Marty McGee|Apr 21, 2006
John Velazquez
Horsephotos John Velazquez

LOUISVILLE, Ky. - Two-time Eclipse Award-winning jockey John Velazquez suffered a fractured shoulder blade in a frightening spill Thursday at Keeneland and will be out of action for an indefinite period after being released Friday morning from the University of Kentucky Chandler Medical Center in Lexington.

Velazquez's agent, Angel Cordero Jr., said Friday morning at Churchill Downs that he assumed Velazquez would have to miss the Kentucky Derby, if not the entire Triple Crown series.

Dr. Bernard Boulanger, Velazquez's attending physician at the hospital, said in a brief press release that Velazquez incurred injuries to his chest and right shoulder but that the prognosis for a full recovery is good.

"How long he will be sidelined is fully dependent on how his body heals," Boulanger said in the release.

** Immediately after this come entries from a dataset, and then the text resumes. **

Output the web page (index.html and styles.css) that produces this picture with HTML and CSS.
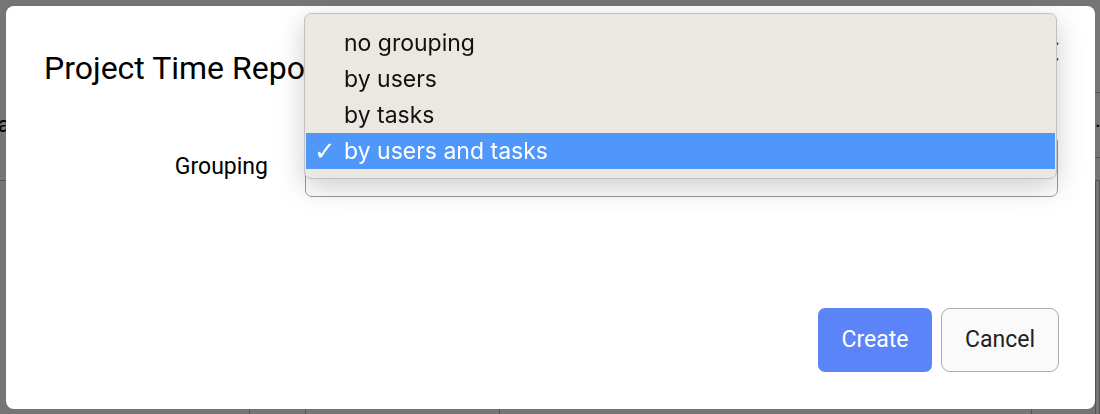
FILE: index.html
```html
<!DOCTYPE html>
<html lang="en">
<head>
    <meta charset="UTF-8">
    <meta name="viewport" content="width=device-width, initial-scale=1.0">
    <title>Project Time Report</title>
    <link rel="stylesheet" href="styles.css">
</head>
<body>
    <div class="page">
        <table class="page-table">
            <tr class="row-a">
                <td class="c1"></td><td class="c2"></td><td class="c3"></td><td class="c4"></td><td class="c5"></td><td class="c6"></td>
            </tr>
            <tr class="row-b">
                <td class="c1">Na</td><td class="c2"></td><td class="c3"></td><td class="c4"></td><td class="c5"></td><td class="c6">.</td>
            </tr>
            <tr class="row-c">
                <td class="c1"></td><td class="c2"></td><td class="c3"></td><td class="c4"></td><td class="c5"></td><td class="c6"></td>
            </tr>
            <tr class="row-d">
                <td class="c1"></td><td class="c2"></td><td class="c3"></td><td class="c4"></td><td class="c5"></td><td class="c6"></td>
            </tr>
        </table>
    </div>
    <div class="overlay"></div>

    <div class="modal">
        <div class="modal-header">
            <h1 class="modal-title">Project Time Report</h1>
            <a class="modal-close" href="javascript:void(0)">
                <svg width="20" height="19" viewBox="0 0 20 19"><path d="M1 1 L19 18 M19 1 L1 18" stroke="#333" stroke-width="2" fill="none"/></svg>
            </a>
        </div>
        <div class="modal-body">
            <div class="form-row">
                <label class="form-label">Grouping</label>
                <div class="form-select">by users and tasks</div>
            </div>
        </div>
        <div class="modal-footer">
            <a class="btn btn-primary" href="javascript:void(0)">Create</a>
            <a class="btn btn-default" href="javascript:void(0)">Cancel</a>
        </div>
    </div>

    <ul class="select-menu">
        <li class="select-item">no grouping</li>
        <li class="select-item">by users</li>
        <li class="select-item">by tasks</li>
        <li class="select-item active"><span class="select-check">&#10003;</span>by users and tasks</li>
    </ul>
</body>
</html>
```

FILE: styles.css
```css
* {
    margin: 0;
    padding: 0;
    list-style: none;
    text-decoration: none;
    box-sizing: border-box;
    -webkit-font-smoothing: antialiased;
}
html, body {
    width: 100%;
    height: 100%;
    overflow: hidden;
    font-family: Roboto, "Liberation Sans", Arial, sans-serif;
    background: #fff;
}
.page-table {
    width: 100%;
    border-collapse: collapse;
    table-layout: fixed;
}
.page-table td {
    padding: 0;
    font-size: 22px;
    color: #000;
    vertical-align: middle;
    white-space: nowrap;
    overflow: hidden;
}
.page-table .row-a td { height: 92px; }
.page-table .row-b td { height: 65px; }
.page-table .row-c td { height: 23px; }
.page-table .row-d td { height: 234px; }
.page-table .row-a .c6,
.page-table .row-b .c6,
.page-table .row-c td {
    border-bottom: 1px solid #b8b8b8;
}
.page-table .row-d td {
    border-right: 1px solid #b8b8b8;
}
.page-table .c1 { width: 249px; text-indent: -18px; }
.page-table .c2 { width: 56px; }
.page-table .c3 { width: 194px; }
.page-table .c4 { width: 532px; }
.page-table .c5 { width: 64px; }
.page-table .row-b .c6 { text-align: right; vertical-align: top; padding-top: 14px; }
.overlay {
    position: fixed;
    left: 0;
    top: 0;
    right: 0;
    bottom: 0;
    background: rgba(0, 0, 0, 0.54);
}
.modal {
    position: fixed;
    left: 6px;
    top: 6px;
    width: 1089px;
    height: 403px;
    border-radius: 8px;
    background: #fff;
    display: flex;
    flex-direction: column;
    padding: 44px 37px 37px 38px;
}
.modal-header {
    display: flex;
    justify-content: space-between;
    align-items: flex-start;
}
.modal-title {
    font-size: 32px;
    font-weight: 400;
    color: #000;
    line-height: 37px;
}
.modal-close {
    margin-top: -8px;
    margin-right: -1px;
    width: 20px;
    height: 19px;
}
.modal-body {
    padding-top: 48px;
}
.form-row {
    display: flex;
    align-items: center;
    gap: 37px;
}
.form-label {
    width: 224px;
    text-align: right;
    font-size: 23px;
    color: #000;
}
.form-select {
    flex: 1;
    height: 62px;
    border: 1px solid #999;
    border-radius: 7px;
    padding-left: 36px;
    line-height: 60px;
    font-family: Inter, "Noto Sans", sans-serif;
    font-size: 23px;
    color: #000;
}
.modal-footer {
    margin-top: auto;
    display: flex;
    justify-content: flex-end;
    gap: 9px;
}
.btn {
    height: 64px;
    border-radius: 7px;
    font-size: 23px;
    line-height: 62px;
    text-align: center;
    border: 1px solid transparent;
}
.btn-primary {
    width: 114px;
    background: #5b84f8;
    color: #fff;
}
.btn-default {
    width: 118px;
    margin-right: -1px;
    background: #fafafa;
    border-color: #aaa;
    border-radius: 9px;
    color: #222;
}
.select-menu {
    position: fixed;
    left: 304px;
    top: 13px;
    width: 753px;
    height: 166px;
    padding: 11px 1px 0;
    border: 1px solid #c2c0bc;
    border-radius: 7px;
    background: #ebe8e2;
    box-shadow: 0 8px 28px rgba(0, 0, 0, 0.2);
    font-family: Inter, "Noto Sans", sans-serif;
    font-size: 23px;
    color: #111;
}
.select-item {
    height: 36px;
    line-height: 36px;
    padding-left: 38px;
    position: relative;
}
.select-item.active {
    background: #4f97f9;
    color: #fff;
}
.select-check {
    position: absolute;
    left: 8px;
    top: 0;
    font-family: "DejaVu Sans", sans-serif;
    font-size: 26px;
    font-weight: 700;
}
```
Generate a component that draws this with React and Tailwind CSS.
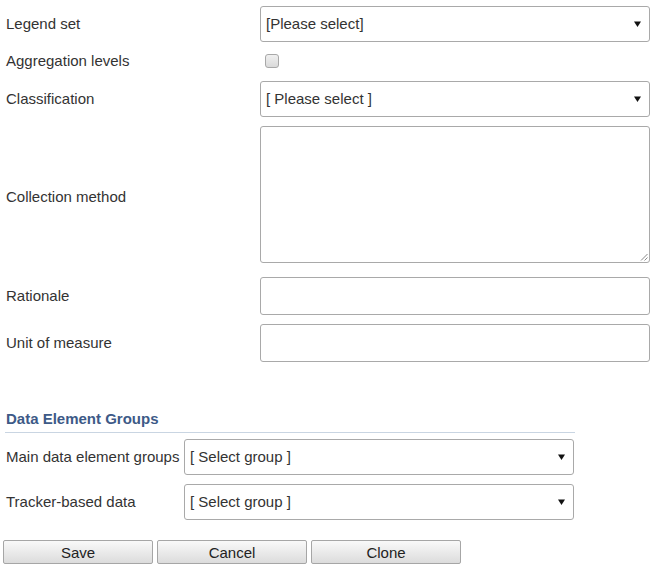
import React from 'react';

const font = { fontFamily: '"Liberation Sans", Arial, sans-serif' };

const Arrow = () => (
  <svg width="7" height="6" viewBox="0 0 7 6" className="absolute right-[8px] top-1/2 -translate-y-1/2">
    <path d="M0 0.5 H7 L3.5 6 Z" fill="#111" />
  </svg>
);

const SelectBox = ({ text, className = '' }) => (
  <div className={`relative flex items-center h-[36px] border border-[#a9a9a9] rounded-[3px] bg-white pl-[5px] text-[15px] text-[#333] ${className}`}>
    <span>{text}</span>
    <Arrow />
  </div>
);

const TextBox = ({ className = '' }) => (
  <div className={`border border-[#a9a9a9] rounded-[3px] bg-white ${className}`} />
);

const Label = ({ children, className = '' }) => (
  <div className={`flex items-center text-[15px] text-[#333] ${className}`}>{children}</div>
);

const Button = ({ children }) => (
  <button className="w-[150px] h-[24px] border border-[#a6a6a6] rounded-[2px] bg-gradient-to-b from-[#f9f9f9] to-[#dcdcdc] text-[15px] text-[#222] leading-none">
    {children}
  </button>
);

export default function App() {
  return (
    <div className="w-[657px] h-[571px] bg-white" style={font}>
      <div className="grid grid-cols-[254px_390px] pl-[6px] pt-[6px]">
        <Label className="pt-[1px]">Legend set</Label>
        <SelectBox text="[Please select]" />

        <div className="col-span-2 grid grid-cols-[254px_390px] mt-[8px] h-[18px]">
          <Label>Aggregation levels</Label>
          <div className="flex items-center pl-[5px]">
            <span className="w-[14px] h-[14px] rounded-[3px] border border-[#a8a8a8] bg-gradient-to-b from-[#f0f0f0] to-[#dadada]" />
          </div>
        </div>

        <div className="col-span-2 grid grid-cols-[254px_390px] mt-[13px]">
          <Label className="pt-[1px]">Classification</Label>
          <SelectBox text="[ Please select ]" />
        </div>

        <div className="col-span-2 grid grid-cols-[254px_390px] mt-[9px]">
          <Label className="pt-[5px]">Collection method</Label>
          <div className="relative h-[137px] border border-[#a9a9a9] rounded-[3px] bg-white">
            <svg width="8" height="8" viewBox="0 0 8 8" className="absolute right-[1px] bottom-[1px]">
              <path d="M7.5 1 L1 7.5 M7.5 4.5 L4.5 7.5" stroke="#888" strokeWidth="1" />
            </svg>
          </div>
        </div>

        <div className="col-span-2 grid grid-cols-[254px_390px] mt-[14px]">
          <Label>Rationale</Label>
          <TextBox className="h-[38px]" />
        </div>

        <div className="col-span-2 grid grid-cols-[254px_390px] mt-[9px]">
          <Label>Unit of measure</Label>
          <TextBox className="h-[38px]" />
        </div>
      </div>

      <div className="pl-[5px] mt-[48px] w-[575px]">
        <h3 className="pl-[1px] text-[15px] font-bold text-[#3d5a87] leading-[17px]">Data Element Groups</h3>
        <div className="mt-[5px] h-px bg-[#c9d5e2]" />
      </div>

      <div className="grid grid-cols-[178px_390px] pl-[6px] mt-[6px] gap-y-[9px]">
        <Label className="pt-[1px]">Main data element groups</Label>
        <SelectBox text="[ Select group ]" />
        <Label className="pt-[1px]">Tracker-based data</Label>
        <SelectBox text="[ Select group ]" />
      </div>

      <div className="flex gap-[4px] pl-[3px] mt-[20px]">
        <Button>Save</Button>
        <Button>Cancel</Button>
        <Button>Clone</Button>
      </div>
    </div>
  );
}
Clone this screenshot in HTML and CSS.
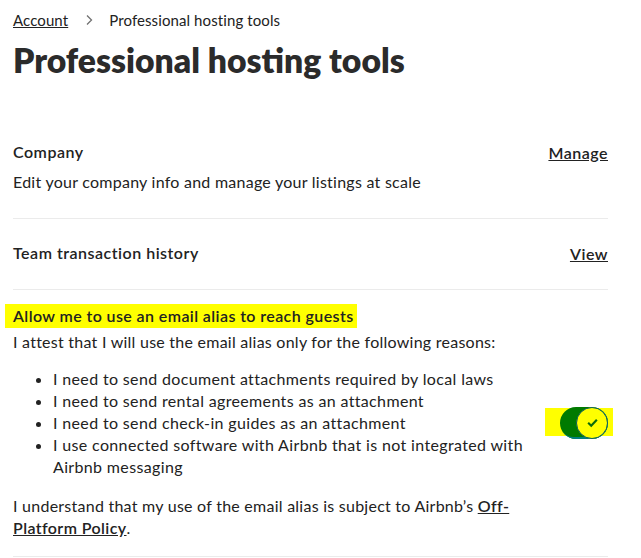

Cordero said the jockey's most serious injury was to his right scapula, the large bone just below and behind the shoulder.

Velazquez's doctors "thought he was going to have surgery [Thursday] night, but then they didn't think so," said Cordero, a retired Hall of Fame jockey. "He's pretty sore everywhere, but he's very lucky. That is one of the ugliest spills I've ever seen."

Velazquez was injured when his mount, Up an Octave, broke down about 100 yards past the finish in the Forerunner Stakes and rolled over his fallen jockey. Up an Octave, a 3-year-old colt owned by Vinery Stable and trained by Pletcher, had just won the 1 1/8-mile turf race as the favorite. The colt suffered a catastrophic injury to his left foreleg and was euthanized on the turf course. No other horses or jockeys were involved.

Cordero said Velazquez's wife, Leona, was with the jockey and that a major client of Pletcher's, James Scatuorchio, has arranged for them to be flown back to the couple's home in West Hempstead, N.Y., on Scatuorchio's private jet as soon as possible. However, Cordero said Friday that doctors are not permitting Velazquez to fly "for at least a few days."

Velazquez, 34, has developed into the premier jockey in North America, having won the Eclipse Award the past two years. At the time of the accident, he was tied for leading rider at the Keeneland spring meet with apprentice Julien Leparoux with 12 wins each. Velazquez was the leading rider last spring at Keeneland, and will be the leading rider at the Gulfstream Park meet that ends Sunday.

Velazquez was to ride one of three hopefuls for trainer Todd Pletcher in the May 6 Derby - Sunriver, Keyed Entry, or, most likely, Bluegrass Cat.

A native of Carolina, Puerto Rico, Velazquez has become the dominant jockey on the New York circuit, where he would have resumed riding shortly after the Derby. Because Velazquez rides so frequently for Pletcher, who has won the last two Eclipse Awards in the trainer category, there will be no lack of jockey agents calling on Pletcher in the coming days. In regard to replacements for Velazquez in New York, Pletcher may have partly revealed his intentions this weekend at Keeneland, where he named Edgar Prado to ride his lone starter Friday, and Chris DeCarlo, who rode occasionally for Pletcher at Gulfstream this winter, to ride four of his five starters Sunday.

Regardless of the Velazquez injury, Rafael Bejarano, who will ride at the Churchill spring meet after the Derby, figured highly in Pletcher's plans for his 35-horse Kentucky string. Pletcher named Bejarano to replace Velazquez on both of his Saturday runners at Keeneland and on J'ray in the Appalachian Stakes on Sunday.

Velazquez, who came to the United States in March 1990, has won multiple riding titles at every New York Racing Association track and has ranked among NYRA's top 10 jockeys every year since 1991.

Although he has never won a Triple Crown event, Velazquez has won six Breeders' Cup races and also won the world's richest race, the $6 million Dubai World Cup, last year on Roses in May.